Boulle did not approve of what became one of cinema’s most enduring images. The Statue of Liberty scene, he felt, turned the story into a specifically American one when his intention for Planet of the Apes was to create a borderless story of humanity as a whole. Ambivalent about the adaptation, he declined an invitation to the premiere on the grounds he had to help his niece with her homework.

By then he had already been commissioned to write a sequel but, almost to his relief, the script he submitted was turned down.

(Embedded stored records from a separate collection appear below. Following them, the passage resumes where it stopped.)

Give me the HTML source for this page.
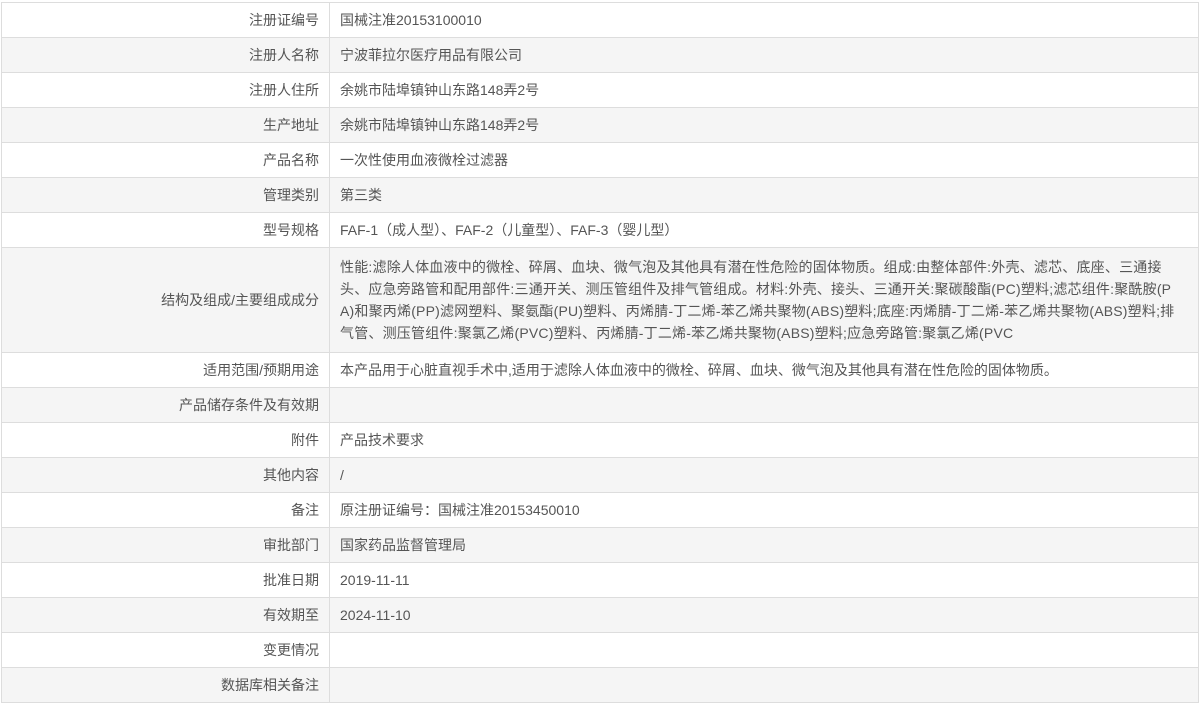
<!DOCTYPE html>
<html><head><meta charset="utf-8"><style>
body{margin:0;background:#fff;font-family:"Liberation Sans","Noto Sans CJK SC",sans-serif;font-size:14px;color:#555;}
table{position:absolute;left:1px;top:2px;width:1198px;border-collapse:collapse;}
td{border:1px solid #ddd;height:35px;padding:0 10px;box-sizing:border-box;line-height:22px;vertical-align:middle;}
td.l{width:328px;text-align:right;}
tr:nth-child(even) td{background:#f5f5f5;}
tr.big td{height:105px;}
tr.big td.v{letter-spacing:0.2px;padding-right:22px;word-break:break-all;}
</style></head><body>
<table>
<tr><td class="l">注册证编号</td><td>国械注准20153100010</td></tr>
<tr><td class="l">注册人名称</td><td>宁波菲拉尔医疗用品有限公司</td></tr>
<tr><td class="l">注册人住所</td><td>余姚市陆埠镇钟山东路148弄2号</td></tr>
<tr><td class="l">生产地址</td><td>余姚市陆埠镇钟山东路148弄2号</td></tr>
<tr><td class="l">产品名称</td><td>一次性使用血液微栓过滤器</td></tr>
<tr><td class="l">管理类别</td><td>第三类</td></tr>
<tr><td class="l">型号规格</td><td>FAF-1（成人型）、FAF-2（儿童型）、FAF-3（婴儿型）</td></tr>
<tr class="big"><td class="l">结构及组成/主要组成成分</td><td class="v">性能:滤除人体血液中的微栓、碎屑、血块、微气泡及其他具有潜在性危险的固体物质。组成:由整体部件:外壳、滤芯、底座、三通接头、应急旁路管和配用部件:三通开关、测压管组件及排气管组成。材料:外壳、接头、三通开关:聚碳酸酯(PC)塑料;滤芯组件:聚酰胺(PA)和聚丙烯(PP)滤网塑料、聚氨酯(PU)塑料、丙烯腈-丁二烯-苯乙烯共聚物(ABS)塑料;底座:丙烯腈-丁二烯-苯乙烯共聚物(ABS)塑料;排气管、测压管组件:聚氯乙烯(PVC)塑料、丙烯腈-丁二烯-苯乙烯共聚物(ABS)塑料;应急旁路管:聚氯乙烯(PVC</td></tr>
<tr><td class="l">适用范围/预期用途</td><td>本产品用于心脏直视手术中,适用于滤除人体血液中的微栓、碎屑、血块、微气泡及其他具有潜在性危险的固体物质。</td></tr>
<tr><td class="l">产品储存条件及有效期</td><td></td></tr>
<tr><td class="l">附件</td><td>产品技术要求</td></tr>
<tr><td class="l">其他内容</td><td>/</td></tr>
<tr><td class="l">备注</td><td>原注册证编号：国械注准20153450010</td></tr>
<tr><td class="l">审批部门</td><td>国家药品监督管理局</td></tr>
<tr><td class="l">批准日期</td><td>2019-11-11</td></tr>
<tr><td class="l">有效期至</td><td>2024-11-10</td></tr>
<tr><td class="l">变更情况</td><td></td></tr>
<tr><td class="l">数据库相关备注</td><td></td></tr>
</table>
</body></html>
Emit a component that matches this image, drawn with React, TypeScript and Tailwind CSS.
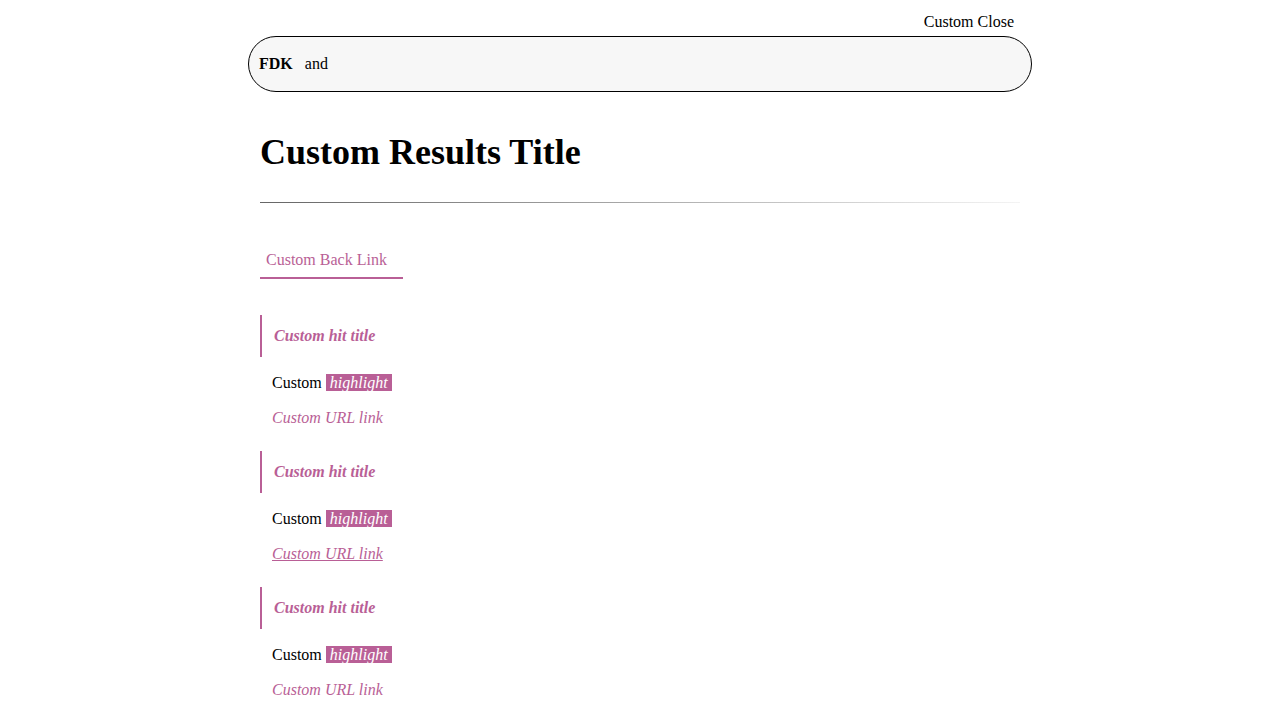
import React from "react";

const hits = [
  { id: 1, hovered: false },
  { id: 2, hovered: true },
  { id: 3, hovered: false },
];

function Hit({ hovered }: { hovered: boolean }) {
  return (
    <div className="flex flex-col">
      <div className="flex h-[42px] items-center border-l-2 border-[#b95f96] pl-3">
        <span className="text-base font-bold italic leading-[20px] text-[#b95f96]">Custom hit title</span>
      </div>
      <p className="mt-4 pl-3 text-base leading-[20px] text-black">
        Custom <span className="bg-[#b95f96] px-1 italic text-white">highlight</span>
      </p>
      <a
        href="#"
        className={`mt-[15px] pl-3 text-base italic leading-[20px] text-[#b95f96] ${hovered ? "underline" : "no-underline"}`}
      >
        Custom URL link
      </a>
    </div>
  );
}

export default function App() {
  return (
    <div className="min-h-screen bg-white font-['Liberation_Serif',serif] text-black">
      <div className="mx-auto w-[784px]">
        <div className="flex h-9 items-start justify-end pr-[18px] pt-[13px]">
          <button className="text-base leading-[18px]">Custom Close</button>
        </div>

        <div className="flex h-14 items-center gap-3 rounded-full border border-black bg-[#f7f7f7] px-[10px]">
          <span className="text-base font-bold">FDK</span>
          <span className="text-base">and</span>
        </div>

        <div className="px-3">
          <h1 className="mt-[39px] text-[36px] font-bold leading-[42px]">Custom Results Title</h1>
          <div className="mt-[29px] h-px bg-gradient-to-r from-[#666666] to-[#f4f4f4]" />

          <div className="mt-[38px] flex">
            <a href="#" className="border-b-2 border-[#b95f96] pb-[7px] pl-[6px] pr-4 pt-[9px] text-base leading-[20px] text-[#b95f96]">
              Custom Back Link
            </a>
          </div>

          <div className="mt-9 flex flex-col gap-[23px]">
            {hits.map((h) => (
              <Hit key={h.id} hovered={h.hovered} />
            ))}
          </div>
        </div>
      </div>
    </div>
  );
}
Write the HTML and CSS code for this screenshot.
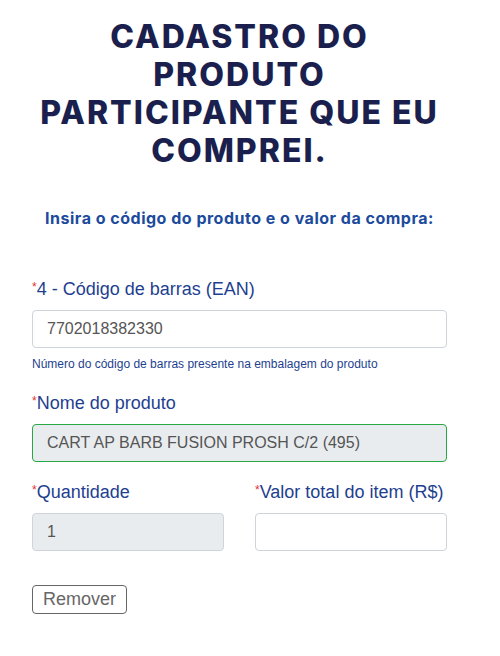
FILE: index.html
```html
<!DOCTYPE html>
<html lang="pt-BR">
<head>
  <meta charset="UTF-8" />
  <meta name="viewport" content="width=device-width, initial-scale=1.0"/>
  <title>Cadastro do produto</title>
  <link rel="stylesheet" href="styles.css">
</head>
<body>
  <div class="container">
    <h1 class="title">CADASTRO DO<br>PRODUTO<br>PARTICIPANTE QUE EU<br>COMPREI.</h1>
    <p class="subtitle">Insira o código do produto e o valor da compra:</p>

    <div class="field">
      <label class="label"><span class="req">*</span>4 - Código de barras (EAN)</label>
      <input class="input" type="text" value="7702018382330" />
      <small class="help">Número do código de barras presente na embalagem do produto</small>
    </div>

    <div class="field">
      <label class="label"><span class="req">*</span>Nome do produto</label>
      <input class="input valid" type="text" value="CART AP BARB FUSION PROSH C/2 (495)" readonly />
    </div>

    <div class="row">
      <div class="field">
        <label class="label"><span class="req">*</span>Quantidade</label>
        <input class="input" type="text" value="1" readonly />
      </div>
      <div class="field">
        <label class="label"><span class="req">*</span>Valor total do item (R$)</label>
        <input class="input" type="text" value="" />
      </div>
    </div>

    <button class="remove">Remover</button>
  </div>
</body>
</html>
```

FILE: styles.css
```css
body {
  font-family: 'Liberation Sans', Arial, sans-serif;
  margin: 0;
  padding: 0;
  background-color: #ffffff;
}

.container {
  width: 415px;
  margin-left: 32px;
  padding-top: 18px;
}

.title {
  font-family: 'Inter', sans-serif;
  font-weight: 800;
  font-size: 32px;
  line-height: 38px;
  letter-spacing: 2px;
  color: #1b1f4e;
  text-align: center;
  white-space: nowrap;
  margin: 0;
}

.subtitle {
  font-family: 'Inter', sans-serif;
  font-weight: 700;
  font-size: 16px;
  letter-spacing: 0.5px;
  color: #1c4a9c;
  text-align: center;
  margin: 38px 0 51px;
}

.field {
  display: flex;
  flex-direction: column;
  min-width: 0;
  margin-bottom: 20px;
}

.label {
  font-size: 18px;
  color: #1e3f8f;
  margin-bottom: 10px;
}

.req {
  color: #e03131;
  font-size: 12px;
  vertical-align: top;
  line-height: 16px;
}

.input {
  width: 100%;
  height: 38px;
  box-sizing: border-box;
  border: 1px solid #ced4da;
  border-radius: 4px;
  padding: 0 14px;
  font-family: 'Liberation Sans', Arial, sans-serif;
  font-size: 16px;
  color: #555;
  background: #fff;
}

.input[readonly] {
  background: #e9ecef;
}

.input.valid {
  border-color: #28a745;
}

.help {
  font-size: 12px;
  color: #1e3f8f;
  margin-top: 9px;
  margin-bottom: 2px;
}

.row {
  display: grid;
  grid-template-columns: 1fr 1fr;
  gap: 31px;
}

.remove {
  margin-top: 14px;
  font-family: 'Liberation Sans', Arial, sans-serif;
  font-size: 18px;
  color: #666;
  background: #fff;
  border: 1px solid #666;
  border-radius: 4px;
  padding: 3px 10px;
}
```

“I haven’t seen the second or the third films,” he recalled. “I did read the script for Beneath the Planet of the Apes but it doesn’t interest me because it’s no longer my work. I am incapable of working as part of a group of people, which I know is necessary for making a film. When I write, I am alone. I give the book to my editor and I do not want to change a thing, not even a comma.”

Ultimately Boulle was happiest in his own head, where he was answerable only to himself and the vow he’d made that sultry night after the most tumultuous period of his life.

He had seen the worst of humanity up close and almost everything he wrote after that was an attempt to make sense of it. The biggest danger to the world was the banality of evil and Boulle knew that whatever steps the human race took to advance their civilisation a descent into self-defeating savagery was inevitable.

Humanity would never change, but he had to try even if all he had was his typewriter and the stories in his head, the clatter of the keys sounding deep into the Parisian night, the stars over Montparnasse replacing the fireflies.